Under the incitement of Keir Starmer, whose support for Zionism “without qualification” is a matter of public record, the Metropolitan Police behaved toward Palestine Solidarity Protesters rather like the Zionist cops described above.

The ceasefire in Gaza marks a serious political defeat for the Zionists, and that has driven some of these people into a frenzy. The attacks on democratic rights come from a position of weakness, not strength. The Zionist cult, which appears to have Western politics sewn up, is in deep trouble and could implode. Knowledge of Israel’s holocaust has not been possible to suppress – it is the best known genocide in history thanks to social media.

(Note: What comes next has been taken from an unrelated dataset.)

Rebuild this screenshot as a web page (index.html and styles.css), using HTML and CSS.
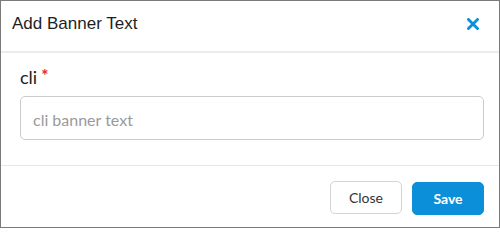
FILE: index.html
```html
<!DOCTYPE html>
<html>
<head>
<meta charset="utf-8">
<link rel="stylesheet" href="styles.css">
</head>
<body>
<div class="modal">
  <div class="modal-header">
    <h1 class="modal-title">Add Banner Text</h1>
    <button class="modal-close" aria-label="Close">
      <svg width="12" height="12" viewBox="0 0 12 12"><path d="M1.5 1.5 L10.5 10.5 M10.5 1.5 L1.5 10.5" stroke="#0b8fd8" stroke-width="2.8" stroke-linecap="square" fill="none"/></svg>
    </button>
  </div>
  <div class="modal-body">
    <label class="field-label">cli<span class="req">*</span></label>
    <input class="field-input" type="text" placeholder="cli banner text">
  </div>
  <div class="modal-footer">
    <button class="btn btn-default">Close</button>
    <button class="btn btn-primary">Save</button>
  </div>
</div>
</body>
</html>
```
FILE: styles.css
```css
* { box-sizing: border-box; }
html, body { margin: 0; padding: 0; background: #fff; }
.modal {
  width: 500px;
  height: 228px;
  border: 1px solid #7a7a7a;
  display: flex;
  flex-direction: column;
  font-family: Lato, "Open Sans", sans-serif;
}
.modal-header {
  height: 52px;
  border-bottom: 2px solid #ececec;
  display: flex;
  align-items: flex-start;
  justify-content: space-between;
  padding: 13px 20px 0 11px;
}
.modal-title {
  margin: 0;
  font-family: "Liberation Sans", Arial, sans-serif;
  font-weight: normal;
  font-size: 17px;
  line-height: 20px;
  color: #1e1e1e;
}
.modal-close {
  border: 0;
  background: none;
  padding: 0;
  margin-top: 4px;
  width: 12px;
  height: 12px;
  display: flex;
}
.modal-body {
  padding: 13px 15px 0 19px;
  height: 113px;
  border-bottom: 1px solid #e4e7eb;
  display: flex;
  flex-direction: column;
}
.field-label {
  font-size: 18px;
  line-height: 22px;
  height: 22px;
  color: #222;
}
.req {
  color: #e8262d;
  font-size: 17px;
  font-weight: bold;
  line-height: 0;
  margin-left: 4px;
  vertical-align: 2px;
}
.field-input {
  margin-top: 8px;
  height: 44px;
  width: 100%;
  border: 1px solid #cbcbcb;
  border-radius: 5px;
  padding: 3px 12px 0;
  font-family: Lato, sans-serif;
  font-size: 16px;
  color: #333;
  outline: none;
}
.field-input::placeholder { color: #9a9a9a; }
.modal-footer {
  flex: 1;
  display: flex;
  justify-content: flex-end;
  align-items: flex-start;
  gap: 10px;
  padding: 15px 15px 0 0;
}
.btn {
  width: 72px;
  height: 33px;
  border-radius: 5px;
  font-family: Lato, sans-serif;
  font-size: 14px;
  padding: 0;
  cursor: pointer;
}
.btn-default {
  background: #fff;
  border: 1px solid #d4d4d4;
  color: #333;
}
.btn-primary {
  margin-top: 1px;
  background: #0b8fd8;
  border: 1px solid #0b8fd8;
  color: #fff;
  font-weight: bold;
}
```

Crude police thuggery and racism, 1970s style, has made an overt comeback in Britain over the Gaza protests. Video went viral of the cops brutally and repeatedly punching an Asian man, Waseem Yusuf, who was carrying a Palestinian flag at a protest event in Tower Hamlets in July. He was released without charge at the time, though he was injured and subject to medical treatment ever since. Now he has been charged with resisting arrest and ‘assaulting’ the thugs who are clearly visible brutally beating him.

Zionism is as potently anti-democratic and genocidal as Nazism, as millions are learning. And the working class movement does have the means to defend itself against such threats. It comes from the tradition of the Bolsheviks, not British social-democracy. As Leon Trotsky noted in the 1938 Transitional Programme, which crystallised that experience:

 “In connection with every strike and street demonstration, it is imperative to propagate the necessity of creating workers’ groups for self-defence. It is necessary to write this slogan into the program of the revolutionary wing of the trade unions. It is imperative wherever possible, beginning with the youth groups, to organize groups for self-defence, to drill and acquaint them with the use of arms.

“It is necessary to advance the slogan of a workers’ militia as the one serious guarantee for the inviolability of workers’ organizations, meetings and press.”

The fascistic nature of Zionism, and the permeation of bourgeois politics by the cult of Zionism, means that the working-class movement must re-discover the revolutionary tradition of Bolshevism in combatting fascism. The future depends on it.